Wood argues that the American Revolution intensified pressures toward greater equality, and also marked a political break with Great Britain. War and republican ideas disrupted the deferential, hierarchical patterns that had shaped colonial life and helped produce a more fluid, market-oriented, and individualistic society. These changes reshaped economic relationships, challenged established social authority, and altered religious life.
The war drove much of this change. Supplying three armies created heavy demand for goods and services, which drew farmers and artisans into a wider commercial world. Wood, citing Thomas Paine, notes that “the necessities of an army create a new trade” (115). Government contracts and the inflation caused by nearly $400 million in paper money unsettled older commercial ties and opened new paths to wealth. Some provincial families rose into elite circles. This economic turmoil encouraged an entrepreneurial spirit, broke down localized barter economies, and, in Wood’s words, released “latent economic energies that set America on a course of rapid commercial development” (116-17).
These social and economic changes transformed social relations as republican ideas of equality pushed against patterns of deference. Many people grew irritated with assumed superiors, and protests against the hereditary Society of the Cincinnati showed that many viewed the group as an attempt to build a “Military Nobility” (120). Social leveling appeared in everyday language, as commoners adopted titles like “Mr.” and “Mrs.” Indentured servitude faded, and domestic servants began to call themselves “help”, rejecting a fixed status of inferiority. The colonial workshop’s paternalistic structure gave way to more distant ties between employers and employees, and workers carried out the first organized strike in American history in 1786. These changes weakened a culture held together by personal dependency and strengthened one increasingly shaped by contract and ambition.
Religious life also shifted. The Revolution weakened the authority of the Anglican and Congregational churches. Evangelical groups surged and reflected the broader egalitarian spirit. Baptists and Methodists, once small sects, “grew by leaps and bounds” (132) and became the nation’s largest denominations by 1790. These groups rejected older hierarchies and “genteel learning” and emphasized emotional experience. They expanded opportunities for participation among lay preachers, women, and Black people. Wood describes this ferment as the foundation for the competitive religious culture that later defined the United States, which grew directly out of the social pressures the Revolution set loose.

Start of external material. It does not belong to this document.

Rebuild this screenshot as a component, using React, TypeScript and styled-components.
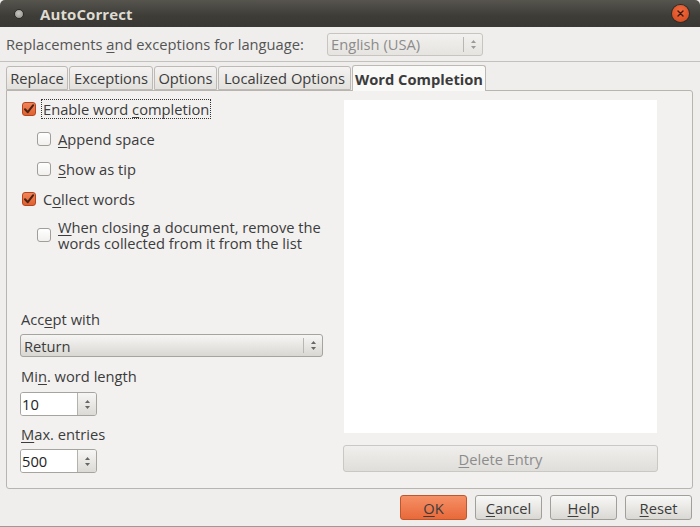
import styled, { createGlobalStyle } from 'styled-components';

const GlobalStyle = createGlobalStyle`
  html, body {
    margin: 0;
    padding: 0;
    background: #efeeec;
  }
  body {
    font-family: "Open Sans", "DejaVu Sans", sans-serif;
    font-size: 14.7px;
    color: #3c3c3c;
  }
  u {
    text-decoration: underline;
    text-underline-offset: 2px;
  }
`;

const Window = styled.div`
  width: 700px;
  height: 527px;
  display: flex;
  flex-direction: column;
  background: #efeeec;
  box-sizing: border-box;
  border-bottom: 1px solid #9c9a96;
  overflow: hidden;
`;

const TitleBar = styled.div`
  height: 27px;
  flex: none;
  display: flex;
  align-items: center;
  padding: 0 11px 0 14px;
  background: linear-gradient(#57544e, #3d3c37 60%, #393834);
  border-radius: 5px 5px 0 0;
`;

const WinIcon = styled.div`
  width: 8px;
  height: 8px;
  border-radius: 50%;
  background: radial-gradient(circle at 45% 40%, #c9c7c2, #8e8b86);
  border: 1px solid #2e2d2a;
  margin-right: 16px;
`;

const Title = styled.div`
  flex: 1;
  color: #dfdbd2;
  font-weight: bold;
  font-size: 15px;
  letter-spacing: 0.1px;
`;

const CloseButton = styled.div`
  width: 17px;
  height: 17px;
  border-radius: 50%;
  background: radial-gradient(circle at 50% 35%, #f26b3e, #d2461c);
  display: flex;
  align-items: center;
  justify-content: center;
  box-shadow: 0 0 0 1px #2e2d2a;
`;

const LangRow = styled.div`
  height: 34px;
  flex: none;
  display: flex;
  align-items: center;
  padding: 0 6px;
  border-bottom: 1px solid #c3c1bc;
`;

const LangLabel = styled.div`
  color: #555;
  width: 321px;
`;

const Combo = styled.div<{ $disabled?: boolean; $width: number }>`
  width: ${(p) => p.$width}px;
  height: 23px;
  box-sizing: border-box;
  display: flex;
  align-items: center;
  border: 1px solid ${(p) => (p.$disabled ? '#c8c5c0' : '#a6a49f')};
  border-radius: 3px;
  background: ${(p) =>
    p.$disabled ? 'linear-gradient(#f2f1ef, #e6e4e0)' : 'linear-gradient(#f6f6f5, #d9d7d2)'};
  color: ${(p) => (p.$disabled ? '#8c8c8c' : '#3c3c3c')};
  padding-left: 3px;
`;

const ComboText = styled.div`
  flex: 1;
`;

const ComboArrows = styled.div`
  width: 18px;
  height: 15px;
  border-left: 1px solid #b9b7b2;
  display: flex;
  align-items: center;
  justify-content: center;
`;

const TabStrip = styled.div`
  display: flex;
  align-items: flex-end;
  box-sizing: border-box;
  padding: 3px 6px 0;
  height: 28px;
  flex: none;
  position: relative;
  z-index: 1;
`;

const Tab = styled.div<{ $active?: boolean; $width: number }>`
  width: ${(p) => p.$width}px;
  height: ${(p) => (p.$active ? 26 : 24)}px;
  box-sizing: border-box;
  display: flex;
  align-items: center;
  justify-content: center;
  margin-right: 1px;
  border: 1px solid #bdbab5;
  border-bottom: ${(p) => (p.$active ? 'none' : '1px solid #bdbab5')};
  border-radius: 3px 3px 0 0;
  background: ${(p) => (p.$active ? '#f9f9f8' : 'linear-gradient(#f4f3f2, #e3e1dd)')};
  font-weight: ${(p) => (p.$active ? 'bold' : 'normal')};
  white-space: nowrap;
  margin-bottom: ${(p) => (p.$active ? -1 : 0)}px;
`;

const Panel = styled.div`
  margin: 0 7px 0 6px;
  height: 399px;
  box-sizing: border-box;
  border: 1px solid #b8b5b0;
  border-radius: 0 3px 3px 3px;
  background: #f2f1f0;
  display: flex;
  padding: 9px 34px 15px 13px;
  gap: 20px;
`;

const LeftCol = styled.div`
  width: 303px;
  margin-top: -6px;
  display: flex;
  flex-direction: column;
`;

const CheckRow = styled.div<{ $indent?: boolean; $tall?: boolean }>`
  display: flex;
  align-items: center;
  min-height: 30px;
  padding-left: ${(p) => (p.$indent ? 17 : 2)}px;
  margin-top: ${(p) => (p.$tall ? 4 : 0)}px;
`;

const Box = styled.div<{ $checked?: boolean }>`
  width: 14px;
  height: 14px;
  flex: none;
  box-sizing: border-box;
  border-radius: 3px;
  border: 1px solid ${(p) => (p.$checked ? '#b4451f' : '#a09e99')};
  background: ${(p) =>
    p.$checked ? 'linear-gradient(#f2845a, #e0612f)' : 'linear-gradient(#ffffff, #f1f0ee)'};
  display: flex;
  align-items: center;
  justify-content: center;
  margin-right: 7px;
`;

const CheckLabel = styled.div<{ $focus?: boolean }>`
  line-height: 16px;
  padding: 1px 1px;
  outline: ${(p) => (p.$focus ? '1px dotted #333' : 'none')};
  margin-left: -1px;
`;

const Line = styled.span`
  display: block;
  height: 16px;
  white-space: nowrap;
`;

const Spacer = styled.div`
  flex: 1;
`;

const FieldLabel = styled.div<{ $top: number }>`
  margin-top: ${(p) => p.$top}px;
  line-height: 18px;
  padding-left: 1px;
`;

const FieldGap = styled.div<{ $h: number }>`
  height: ${(p) => p.$h}px;
`;

const Spin = styled.div`
  width: 77px;
  height: 24px;
  display: flex;
  box-sizing: border-box;
  border: 1px solid #a6a49f;
  border-radius: 3px;
  overflow: hidden;
`;

const SpinInput = styled.div`
  flex: 1;
  background: #fff;
  display: flex;
  align-items: center;
  padding-left: 1px;
  color: #222;
`;

const SpinButtons = styled.div`
  width: 18px;
  border-left: 1px solid #b4b2ad;
  background: linear-gradient(#f6f6f5, #dcdad5);
  display: flex;
  align-items: center;
  justify-content: center;
`;

const RightCol = styled.div`
  width: 315px;
  display: flex;
  flex-direction: column;
`;

const ListBox = styled.div`
  height: 333px;
  margin-left: 1px;
  margin-right: 1px;
  background: #fff;
`;

const DeleteButton = styled.div`
  margin-top: 12px;
  height: 27px;
  box-sizing: border-box;
  border: 1px solid #cac8c3;
  border-radius: 3px;
  background: linear-gradient(#f0efed, #e0deda);
  color: #8c8c8c;
  display: flex;
  align-items: center;
  justify-content: center;
`;

const ButtonRow = styled.div`
  flex: 1;
  display: flex;
  justify-content: flex-end;
  align-items: center;
  gap: 8px;
  padding: 0 8px 0 0;
`;

const DialogButton = styled.div<{ $primary?: boolean }>`
  width: 67px;
  height: 25px;
  box-sizing: border-box;
  border-radius: 3px;
  border: 1px solid ${(p) => (p.$primary ? '#c1562c' : '#a19f9a')};
  background: ${(p) =>
    p.$primary ? 'linear-gradient(#f59066, #e8693a)' : 'linear-gradient(#f8f8f7, #dad8d3)'};
  display: flex;
  align-items: center;
  justify-content: center;
  color: #3c3c3c;
`;

const Arrows = ({ color = '#666' }: { color?: string }) => (
  <svg width="7" height="11" viewBox="0 0 7 11">
    <path d="M3.5 1 L6 4 H1 Z" fill={color} />
    <path d="M3.5 10 L6 7 H1 Z" fill={color} />
  </svg>
);

const CheckMark = () => (
  <svg width="12" height="12" viewBox="0 0 12 12">
    <path d="M2 6.2 L4.8 9.2 L10.2 2.2" fill="none" stroke="#4a2414" strokeWidth="2" strokeLinecap="round" strokeLinejoin="round" />
  </svg>
);

function Check({
  checked,
  indent,
  focus,
  tall,
  children,
}: {
  checked?: boolean;
  indent?: boolean;
  focus?: boolean;
  tall?: boolean;
  children: React.ReactNode;
}) {
  return (
    <CheckRow $indent={indent} $tall={tall}>
      <Box $checked={checked}>{checked && <CheckMark />}</Box>
      <CheckLabel $focus={focus}>{children}</CheckLabel>
    </CheckRow>
  );
}

export default function App() {
  return (
    <>
      <GlobalStyle />
      <Window>
        <TitleBar>
          <WinIcon />
          <Title>AutoCorrect</Title>
          <CloseButton>
            <svg width="7" height="7" viewBox="0 0 7 7">
              <path d="M1 1 L6 6 M6 1 L1 6" stroke="#3a1a0c" strokeWidth="1.4" strokeLinecap="round" />
            </svg>
          </CloseButton>
        </TitleBar>

        <LangRow>
          <LangLabel>
            Replacements <u>a</u>nd exceptions for language:
          </LangLabel>
          <Combo $disabled $width={156}>
            <ComboText>English (USA)</ComboText>
            <ComboArrows>
              <Arrows color="#9a9a9a" />
            </ComboArrows>
          </Combo>
        </LangRow>

        <TabStrip>
          <Tab $width={62}>Replace</Tab>
          <Tab $width={84}>Exceptions</Tab>
          <Tab $width={63}>Options</Tab>
          <Tab $width={133}>Localized Options</Tab>
          <Tab $active $width={134}>
            Word Completion
          </Tab>
        </TabStrip>

        <Panel>
          <LeftCol>
            <Check checked focus>
              Enable word <u>c</u>ompletion
            </Check>
            <Check indent>
              <u>A</u>ppend space
            </Check>
            <Check indent>
              <u>S</u>how as tip
            </Check>
            <Check checked>
              C<u>o</u>llect words
            </Check>
            <Check indent tall>
              <Line>
                <u>W</u>hen closing a document, remove the
              </Line>
              <Line>words collected from it from the list</Line>
            </Check>
            <Spacer />
            <FieldLabel $top={0}>
              Acc<u>e</u>pt with
            </FieldLabel>
            <FieldGap $h={6} />
            <Combo $width={303}>
              <ComboText>Return</ComboText>
              <ComboArrows>
                <Arrows />
              </ComboArrows>
            </Combo>
            <FieldLabel $top={10}>
              Mi<u>n</u>. word length
            </FieldLabel>
            <FieldGap $h={7} />
            <Spin>
              <SpinInput>10</SpinInput>
              <SpinButtons>
                <Arrows />
              </SpinButtons>
            </Spin>
            <FieldLabel $top={9}>
              <u>M</u>ax. entries
            </FieldLabel>
            <FieldGap $h={6} />
            <Spin>
              <SpinInput>500</SpinInput>
              <SpinButtons>
                <Arrows />
              </SpinButtons>
            </Spin>
          </LeftCol>

          <RightCol>
            <ListBox />
            <DeleteButton>
              <span>
                <u>D</u>elete Entry
              </span>
            </DeleteButton>
          </RightCol>
        </Panel>

        <ButtonRow>
          <DialogButton $primary>
            <span>
              <u>O</u>K
            </span>
          </DialogButton>
          <DialogButton>
            <span>
              <u>C</u>ancel
            </span>
          </DialogButton>
          <DialogButton>
            <span>
              <u>H</u>elp
            </span>
          </DialogButton>
          <DialogButton>
            <span>
              <u>R</u>eset
            </span>
          </DialogButton>
        </ButtonRow>
      </Window>
    </>
  );
}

The American Revolution rested on the foundational claim that “all men are created equal” (57), a declaration that exposed the contradiction of a society in which enslaved people made up roughly one-fifth of the population. Wood treats the Revolution as a turning point that redefined slavery from an accepted part of a hierarchical world into a “peculiar institution” that clashed with the nation’s new ideals. Revolutionary rhetoric created both moral and political pressures that encouraged abolition in the North, while also leaving slavery central to the economic and social systems of the South. This split formed a national paradox that shaped the next generations of American history.
Revolutionary ideas exposed the gap between fighting for liberty and enslaving people. Wood calls this tension an “excruciating contradiction” (127) and explains that by 1776 “nearly every American leader knew that its continued existence violated everything the Revolution was about” (57). This new awareness helped Philadelphia Quakers create the world’s first antislavery society in 1775 and pushed several states to move against the international slave trade. The Revolution shifted the intellectual climate, so that slavery now appeared as an aberration that leaders needed to end or defend openly for the first time.
Northern states, where slavery was less central to the economy, turned these ideas into law. In the years after 1776, every Northern state adopted some form of emancipation. The process moved slowly, but it marked a break from the past. The number of free Black people in the North rose from only a few hundred in 1770 to nearly 50,000 by 1810. The Confederation Congress also prohibited the expansion of slavery in the Northwest Territory in 1787 to support a society of independent freeholders. These actions increasingly limited slavery to the Southern states.
Southern leaders faced a different reality. Many prominent voices, including Thomas Jefferson and Patrick Henry, held antislavery views, but slavery remained deeply embedded in southern economic and social systems. The Continental Congress’s refusal to include Jefferson’s attack on the slave trade in the Declaration of Independence, after objections from South Carolina and Georgia, showed how firm that resistance already was. As pressure mounted and fears of rebellion grew, Southern leaders began to build a “self-conscious sense of difference from the rest of America” (129) and defended the institution more deliberately. The Revolution did not destroy slavery in the South. Instead, it limited its geographic spread and prompted southern leaders to develop stronger ideological justifications that sustained the system until the Civil War.